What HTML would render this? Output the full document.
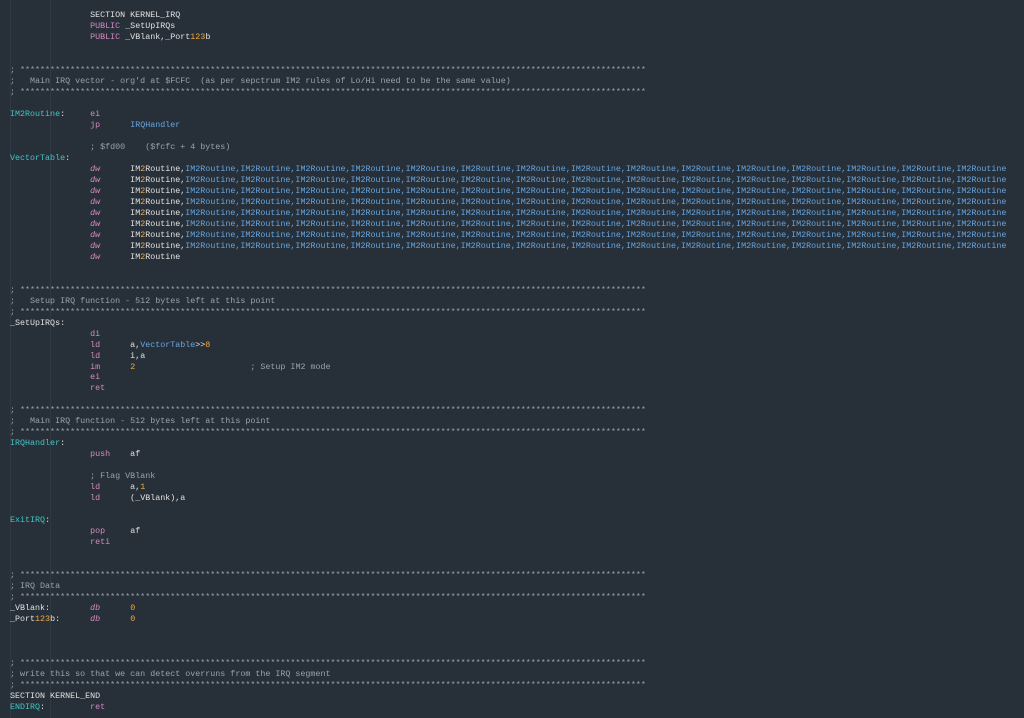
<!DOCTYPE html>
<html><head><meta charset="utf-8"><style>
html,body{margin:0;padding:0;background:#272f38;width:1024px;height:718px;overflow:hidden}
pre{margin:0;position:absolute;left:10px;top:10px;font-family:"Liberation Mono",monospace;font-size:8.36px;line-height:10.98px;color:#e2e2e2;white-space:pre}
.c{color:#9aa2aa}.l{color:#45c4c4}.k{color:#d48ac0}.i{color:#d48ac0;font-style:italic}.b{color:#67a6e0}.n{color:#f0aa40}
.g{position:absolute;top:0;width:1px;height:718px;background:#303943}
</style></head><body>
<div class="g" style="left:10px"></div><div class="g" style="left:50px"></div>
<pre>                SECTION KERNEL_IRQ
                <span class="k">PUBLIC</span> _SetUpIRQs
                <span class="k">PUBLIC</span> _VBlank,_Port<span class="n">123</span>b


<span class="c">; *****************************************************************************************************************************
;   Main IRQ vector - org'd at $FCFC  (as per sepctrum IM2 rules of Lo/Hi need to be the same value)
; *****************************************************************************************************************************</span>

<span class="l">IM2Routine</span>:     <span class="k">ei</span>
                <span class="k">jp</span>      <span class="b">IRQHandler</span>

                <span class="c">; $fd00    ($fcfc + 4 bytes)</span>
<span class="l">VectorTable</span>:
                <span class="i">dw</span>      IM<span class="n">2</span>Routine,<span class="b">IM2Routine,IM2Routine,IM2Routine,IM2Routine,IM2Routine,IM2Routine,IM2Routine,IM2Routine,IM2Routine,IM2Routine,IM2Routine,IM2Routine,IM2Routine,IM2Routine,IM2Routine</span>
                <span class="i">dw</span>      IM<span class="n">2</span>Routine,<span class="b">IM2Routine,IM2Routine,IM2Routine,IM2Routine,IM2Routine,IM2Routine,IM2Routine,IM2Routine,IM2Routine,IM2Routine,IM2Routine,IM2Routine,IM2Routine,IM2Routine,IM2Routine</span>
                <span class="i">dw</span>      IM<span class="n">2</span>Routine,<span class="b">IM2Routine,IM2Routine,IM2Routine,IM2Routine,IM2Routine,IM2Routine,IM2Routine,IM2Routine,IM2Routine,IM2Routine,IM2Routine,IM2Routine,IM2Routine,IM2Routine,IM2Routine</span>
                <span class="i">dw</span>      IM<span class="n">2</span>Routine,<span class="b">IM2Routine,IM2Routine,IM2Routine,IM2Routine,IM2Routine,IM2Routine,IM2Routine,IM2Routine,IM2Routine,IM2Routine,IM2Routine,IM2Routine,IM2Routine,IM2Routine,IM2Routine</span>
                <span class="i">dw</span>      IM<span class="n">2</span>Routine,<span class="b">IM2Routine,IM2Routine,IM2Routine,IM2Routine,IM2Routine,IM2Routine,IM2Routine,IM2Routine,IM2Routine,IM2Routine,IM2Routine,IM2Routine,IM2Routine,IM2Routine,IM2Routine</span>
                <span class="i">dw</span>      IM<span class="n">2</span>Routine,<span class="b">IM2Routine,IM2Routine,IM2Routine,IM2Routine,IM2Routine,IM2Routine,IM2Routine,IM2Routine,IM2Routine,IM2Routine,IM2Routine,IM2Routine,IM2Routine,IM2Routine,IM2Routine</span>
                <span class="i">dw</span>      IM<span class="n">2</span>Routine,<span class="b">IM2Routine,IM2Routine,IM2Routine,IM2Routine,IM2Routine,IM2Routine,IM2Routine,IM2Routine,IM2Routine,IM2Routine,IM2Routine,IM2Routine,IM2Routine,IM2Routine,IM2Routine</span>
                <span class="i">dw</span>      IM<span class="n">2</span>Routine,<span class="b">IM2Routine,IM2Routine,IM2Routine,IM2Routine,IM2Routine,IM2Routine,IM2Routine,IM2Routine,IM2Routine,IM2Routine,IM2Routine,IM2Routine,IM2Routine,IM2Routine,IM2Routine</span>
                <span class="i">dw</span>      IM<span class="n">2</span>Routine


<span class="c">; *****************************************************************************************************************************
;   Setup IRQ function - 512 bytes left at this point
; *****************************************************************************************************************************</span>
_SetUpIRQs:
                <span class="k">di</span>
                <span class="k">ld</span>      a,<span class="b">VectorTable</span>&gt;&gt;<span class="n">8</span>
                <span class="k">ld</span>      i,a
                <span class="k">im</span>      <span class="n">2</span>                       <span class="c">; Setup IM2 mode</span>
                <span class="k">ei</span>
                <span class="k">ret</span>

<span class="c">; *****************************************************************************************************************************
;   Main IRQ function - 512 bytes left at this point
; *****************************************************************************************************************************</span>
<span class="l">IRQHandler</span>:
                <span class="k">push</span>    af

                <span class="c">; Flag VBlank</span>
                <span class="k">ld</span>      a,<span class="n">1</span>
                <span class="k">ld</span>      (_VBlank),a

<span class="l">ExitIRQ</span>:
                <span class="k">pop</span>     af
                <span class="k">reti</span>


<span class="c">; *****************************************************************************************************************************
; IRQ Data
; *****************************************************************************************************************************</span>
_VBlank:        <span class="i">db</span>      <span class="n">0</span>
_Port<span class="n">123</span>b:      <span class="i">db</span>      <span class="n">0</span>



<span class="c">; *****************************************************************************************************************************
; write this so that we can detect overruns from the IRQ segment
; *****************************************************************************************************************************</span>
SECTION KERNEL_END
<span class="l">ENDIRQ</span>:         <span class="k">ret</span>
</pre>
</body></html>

________________

● Instructions for the task: The listing above needs to be output again exactly. Don't include the pictures.

● Full output:
What HTML would render this? Output the full document.
<!DOCTYPE html>
<html><head><meta charset="utf-8"><style>
html,body{margin:0;padding:0;background:#272f38;width:1024px;height:718px;overflow:hidden}
pre{margin:0;position:absolute;left:10px;top:10px;font-family:"Liberation Mono",monospace;font-size:8.36px;line-height:10.98px;color:#e2e2e2;white-space:pre}
.c{color:#9aa2aa}.l{color:#45c4c4}.k{color:#d48ac0}.i{color:#d48ac0;font-style:italic}.b{color:#67a6e0}.n{color:#f0aa40}
.g{position:absolute;top:0;width:1px;height:718px;background:#303943}
</style></head><body>
<div class="g" style="left:10px"></div><div class="g" style="left:50px"></div>
<pre>                SECTION KERNEL_IRQ
                <span class="k">PUBLIC</span> _SetUpIRQs
                <span class="k">PUBLIC</span> _VBlank,_Port<span class="n">123</span>b


<span class="c">; *****************************************************************************************************************************
;   Main IRQ vector - org'd at $FCFC  (as per sepctrum IM2 rules of Lo/Hi need to be the same value)
; *****************************************************************************************************************************</span>

<span class="l">IM2Routine</span>:     <span class="k">ei</span>
                <span class="k">jp</span>      <span class="b">IRQHandler</span>

                <span class="c">; $fd00    ($fcfc + 4 bytes)</span>
<span class="l">VectorTable</span>:
                <span class="i">dw</span>      IM<span class="n">2</span>Routine,<span class="b">IM2Routine,IM2Routine,IM2Routine,IM2Routine,IM2Routine,IM2Routine,IM2Routine,IM2Routine,IM2Routine,IM2Routine,IM2Routine,IM2Routine,IM2Routine,IM2Routine,IM2Routine</span>
                <span class="i">dw</span>      IM<span class="n">2</span>Routine,<span class="b">IM2Routine,IM2Routine,IM2Routine,IM2Routine,IM2Routine,IM2Routine,IM2Routine,IM2Routine,IM2Routine,IM2Routine,IM2Routine,IM2Routine,IM2Routine,IM2Routine,IM2Routine</span>
                <span class="i">dw</span>      IM<span class="n">2</span>Routine,<span class="b">IM2Routine,IM2Routine,IM2Routine,IM2Routine,IM2Routine,IM2Routine,IM2Routine,IM2Routine,IM2Routine,IM2Routine,IM2Routine,IM2Routine,IM2Routine,IM2Routine,IM2Routine</span>
                <span class="i">dw</span>      IM<span class="n">2</span>Routine,<span class="b">IM2Routine,IM2Routine,IM2Routine,IM2Routine,IM2Routine,IM2Routine,IM2Routine,IM2Routine,IM2Routine,IM2Routine,IM2Routine,IM2Routine,IM2Routine,IM2Routine,IM2Routine</span>
                <span class="i">dw</span>      IM<span class="n">2</span>Routine,<span class="b">IM2Routine,IM2Routine,IM2Routine,IM2Routine,IM2Routine,IM2Routine,IM2Routine,IM2Routine,IM2Routine,IM2Routine,IM2Routine,IM2Routine,IM2Routine,IM2Routine,IM2Routine</span>
                <span class="i">dw</span>      IM<span class="n">2</span>Routine,<span class="b">IM2Routine,IM2Routine,IM2Routine,IM2Routine,IM2Routine,IM2Routine,IM2Routine,IM2Routine,IM2Routine,IM2Routine,IM2Routine,IM2Routine,IM2Routine,IM2Routine,IM2Routine</span>
                <span class="i">dw</span>      IM<span class="n">2</span>Routine,<span class="b">IM2Routine,IM2Routine,IM2Routine,IM2Routine,IM2Routine,IM2Routine,IM2Routine,IM2Routine,IM2Routine,IM2Routine,IM2Routine,IM2Routine,IM2Routine,IM2Routine,IM2Routine</span>
                <span class="i">dw</span>      IM<span class="n">2</span>Routine,<span class="b">IM2Routine,IM2Routine,IM2Routine,IM2Routine,IM2Routine,IM2Routine,IM2Routine,IM2Routine,IM2Routine,IM2Routine,IM2Routine,IM2Routine,IM2Routine,IM2Routine,IM2Routine</span>
                <span class="i">dw</span>      IM<span class="n">2</span>Routine


<span class="c">; *****************************************************************************************************************************
;   Setup IRQ function - 512 bytes left at this point
; *****************************************************************************************************************************</span>
_SetUpIRQs:
                <span class="k">di</span>
                <span class="k">ld</span>      a,<span class="b">VectorTable</span>&gt;&gt;<span class="n">8</span>
                <span class="k">ld</span>      i,a
                <span class="k">im</span>      <span class="n">2</span>                       <span class="c">; Setup IM2 mode</span>
                <span class="k">ei</span>
                <span class="k">ret</span>

<span class="c">; *****************************************************************************************************************************
;   Main IRQ function - 512 bytes left at this point
; *****************************************************************************************************************************</span>
<span class="l">IRQHandler</span>:
                <span class="k">push</span>    af

                <span class="c">; Flag VBlank</span>
                <span class="k">ld</span>      a,<span class="n">1</span>
                <span class="k">ld</span>      (_VBlank),a

<span class="l">ExitIRQ</span>:
                <span class="k">pop</span>     af
                <span class="k">reti</span>


<span class="c">; *****************************************************************************************************************************
; IRQ Data
; *****************************************************************************************************************************</span>
_VBlank:        <span class="i">db</span>      <span class="n">0</span>
_Port<span class="n">123</span>b:      <span class="i">db</span>      <span class="n">0</span>



<span class="c">; *****************************************************************************************************************************
; write this so that we can detect overruns from the IRQ segment
; *****************************************************************************************************************************</span>
SECTION KERNEL_END
<span class="l">ENDIRQ</span>:         <span class="k">ret</span>
</pre>
</body></html>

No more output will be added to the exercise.